The Philadelphia 76ers begin their best-of-seven second round playoff series against the top seed Miami Heat tonight. The Sixers will begin the series without their MVP center Joel Embiid, who is out with an orbital fracture and concussion.
That means trade deadline acquisition and former MVP James Harden will have to be on his game if the Sixers want to avoid going down 0-2. ESPN’s Tim Legler thinks the days of Hardenn being able to carry a team are long gone.
“Without Embiid to occupy that second line defender, James Harden is going to understand how difficult it is,” Legler said on “First Take.” “Now, at this stage of his career, to be able to carry a team through a moment like this against a defense that good, I just haven’t seen enough out of him since he got to Philly to make me think he can have one of those vintage games.”
Legler makes an excellent point. Harden is 32 years old and coming off hamstring injuries during last year’s postseason that rendered him ineffective. Since then he hasn’t looked like the multi-time All-NBA player and perennial MVP candidate he was for his time in Houston and last regular season in Brooklyn.
Harden finished the season +3.8 in EPM his lowest total since 2016. His shooting efficiency, 48% eFG and 59% TS, are the worst since his rookie year in 2010.
The reality is Harden is not the same player he once was. He no longer has the ability to beat every one-on-one matchup in front of him. That explosive first step is gone, which makes him easier to defend.
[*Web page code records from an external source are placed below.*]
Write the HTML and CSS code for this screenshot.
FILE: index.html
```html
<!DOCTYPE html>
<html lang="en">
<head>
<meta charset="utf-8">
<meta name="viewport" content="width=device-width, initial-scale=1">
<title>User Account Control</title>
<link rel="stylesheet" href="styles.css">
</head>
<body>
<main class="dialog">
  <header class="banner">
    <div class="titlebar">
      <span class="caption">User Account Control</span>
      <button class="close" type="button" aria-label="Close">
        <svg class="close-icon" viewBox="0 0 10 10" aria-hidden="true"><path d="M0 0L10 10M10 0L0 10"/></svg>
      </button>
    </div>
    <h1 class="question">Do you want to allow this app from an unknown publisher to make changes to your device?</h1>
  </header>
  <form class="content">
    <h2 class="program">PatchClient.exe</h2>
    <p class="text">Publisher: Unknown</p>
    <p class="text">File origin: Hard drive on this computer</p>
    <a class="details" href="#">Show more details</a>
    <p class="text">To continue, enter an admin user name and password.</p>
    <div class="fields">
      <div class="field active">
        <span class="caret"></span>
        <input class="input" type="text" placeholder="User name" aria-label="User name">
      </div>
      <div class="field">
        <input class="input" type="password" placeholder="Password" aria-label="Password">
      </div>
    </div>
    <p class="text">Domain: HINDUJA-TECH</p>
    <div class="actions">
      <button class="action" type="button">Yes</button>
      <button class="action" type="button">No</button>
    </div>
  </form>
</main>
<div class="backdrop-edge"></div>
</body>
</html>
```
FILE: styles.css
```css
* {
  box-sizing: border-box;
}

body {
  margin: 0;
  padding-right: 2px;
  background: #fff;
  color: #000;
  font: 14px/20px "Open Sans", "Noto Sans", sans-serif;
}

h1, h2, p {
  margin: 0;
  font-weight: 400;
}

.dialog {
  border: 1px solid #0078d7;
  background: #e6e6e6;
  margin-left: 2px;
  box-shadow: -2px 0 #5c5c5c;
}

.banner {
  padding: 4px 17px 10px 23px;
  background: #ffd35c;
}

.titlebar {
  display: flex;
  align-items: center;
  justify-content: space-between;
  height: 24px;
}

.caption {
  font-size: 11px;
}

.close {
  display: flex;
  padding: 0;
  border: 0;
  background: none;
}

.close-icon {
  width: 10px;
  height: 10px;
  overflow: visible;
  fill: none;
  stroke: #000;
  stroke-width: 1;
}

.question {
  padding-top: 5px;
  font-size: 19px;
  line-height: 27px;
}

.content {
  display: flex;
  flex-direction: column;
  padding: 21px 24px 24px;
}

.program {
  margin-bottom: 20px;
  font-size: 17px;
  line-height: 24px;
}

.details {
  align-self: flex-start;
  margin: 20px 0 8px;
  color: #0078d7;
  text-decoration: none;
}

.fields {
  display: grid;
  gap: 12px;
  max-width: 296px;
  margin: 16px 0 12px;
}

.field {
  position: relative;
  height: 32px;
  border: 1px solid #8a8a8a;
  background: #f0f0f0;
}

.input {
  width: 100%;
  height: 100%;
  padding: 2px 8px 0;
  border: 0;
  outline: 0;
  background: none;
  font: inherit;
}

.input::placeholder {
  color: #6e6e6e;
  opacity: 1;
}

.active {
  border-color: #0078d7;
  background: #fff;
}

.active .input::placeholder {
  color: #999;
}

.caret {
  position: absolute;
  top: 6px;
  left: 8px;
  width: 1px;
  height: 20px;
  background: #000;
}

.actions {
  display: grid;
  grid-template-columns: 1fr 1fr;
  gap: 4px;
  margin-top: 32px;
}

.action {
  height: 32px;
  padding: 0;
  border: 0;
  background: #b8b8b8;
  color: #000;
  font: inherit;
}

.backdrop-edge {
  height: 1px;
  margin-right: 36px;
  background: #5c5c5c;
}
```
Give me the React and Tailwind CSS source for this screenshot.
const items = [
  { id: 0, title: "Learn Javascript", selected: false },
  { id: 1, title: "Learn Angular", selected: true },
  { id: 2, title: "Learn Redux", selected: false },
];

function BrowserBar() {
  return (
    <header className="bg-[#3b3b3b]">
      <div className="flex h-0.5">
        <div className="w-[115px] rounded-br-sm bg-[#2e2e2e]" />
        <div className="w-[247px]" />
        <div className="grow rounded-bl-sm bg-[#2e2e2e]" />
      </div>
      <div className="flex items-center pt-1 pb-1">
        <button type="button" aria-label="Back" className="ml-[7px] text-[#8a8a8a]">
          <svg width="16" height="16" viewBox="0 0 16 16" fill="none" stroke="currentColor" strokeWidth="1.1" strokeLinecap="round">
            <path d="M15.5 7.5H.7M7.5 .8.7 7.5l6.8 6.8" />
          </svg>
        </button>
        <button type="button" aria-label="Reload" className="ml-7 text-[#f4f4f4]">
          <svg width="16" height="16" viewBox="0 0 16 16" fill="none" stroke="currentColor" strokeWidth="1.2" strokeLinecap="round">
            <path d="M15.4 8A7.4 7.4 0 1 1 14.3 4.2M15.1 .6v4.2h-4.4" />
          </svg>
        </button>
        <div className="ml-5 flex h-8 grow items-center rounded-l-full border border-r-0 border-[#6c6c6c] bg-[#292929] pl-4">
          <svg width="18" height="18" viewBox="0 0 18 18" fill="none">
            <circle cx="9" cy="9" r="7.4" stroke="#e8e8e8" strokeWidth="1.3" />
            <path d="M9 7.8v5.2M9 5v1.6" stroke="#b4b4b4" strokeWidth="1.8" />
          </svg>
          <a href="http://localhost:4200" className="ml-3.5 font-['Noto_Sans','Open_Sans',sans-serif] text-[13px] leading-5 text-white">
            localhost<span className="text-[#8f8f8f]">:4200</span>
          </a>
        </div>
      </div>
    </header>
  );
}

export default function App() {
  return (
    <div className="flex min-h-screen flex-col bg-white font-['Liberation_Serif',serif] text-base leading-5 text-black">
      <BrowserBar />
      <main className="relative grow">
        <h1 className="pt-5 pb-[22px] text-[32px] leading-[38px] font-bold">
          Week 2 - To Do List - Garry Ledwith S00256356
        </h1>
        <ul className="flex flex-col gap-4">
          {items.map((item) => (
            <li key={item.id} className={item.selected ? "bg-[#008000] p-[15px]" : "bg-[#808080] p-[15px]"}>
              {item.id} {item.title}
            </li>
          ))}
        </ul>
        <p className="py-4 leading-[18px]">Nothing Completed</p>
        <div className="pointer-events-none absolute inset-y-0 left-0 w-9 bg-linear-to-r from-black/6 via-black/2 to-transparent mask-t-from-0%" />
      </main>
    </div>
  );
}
This playoffs, fairly or not, will be a referendum on his career, and if he’s unable to perform at a level that makes NBA Twitter happy it’s pretty much a wrap.
But we don’t reduce players down to championships and define their individual worthiness based on team success.
Has he had some poor playoff performances? Yes. Does that mean he’s overrated or not a great player? No.
But here’s the thing. Harden doesn’t have to be the Houston version of himself for the 76ers to win.
James Harden on approaching the Heat series without Embiid:
“At this point, man, it’s a sacrifice. I can score 30 something, and we could lose, and score 19, and we win. At this point, I just do whatever it takes to win the game.”
— Legion Hoops (@LegionHoops) May 2, 2022
Last season with Brooklyn he was a facilitator and scored when needed. Of course he had Kevin Durant and Kyrie Irving to manage the scoring load and won’t have that type of scoring punch without Embiid. But he is still an elite passer and playmaker.
Harden can utilize the hit ahead pass with the lightning-quick Tyrese Maxey for easy buckets. If Maxey, Tobias Harris and Danny Green are moving without the basketball Harden can find them for scores.
Paul Reed will likely play a lot of minutes with Embiid out. Reed can be a lob threat with Harden in pick and rolls.
When great players see their athleticism diminish they use their smarts to continue to impact the game. Harden is a super computer processor on the basketball floor. He knows what spots on the floor are advantageous and what variations to a set will work on a specific defensive coverage.
This is what he will need to rely on now. All those reference points from his 12-year career.
When great players age, it’s not that they can never be great again. It’s just that the amount of times they can be great gets smaller. How often Harden can re-define great will determine how the Sixers fare without Embiid.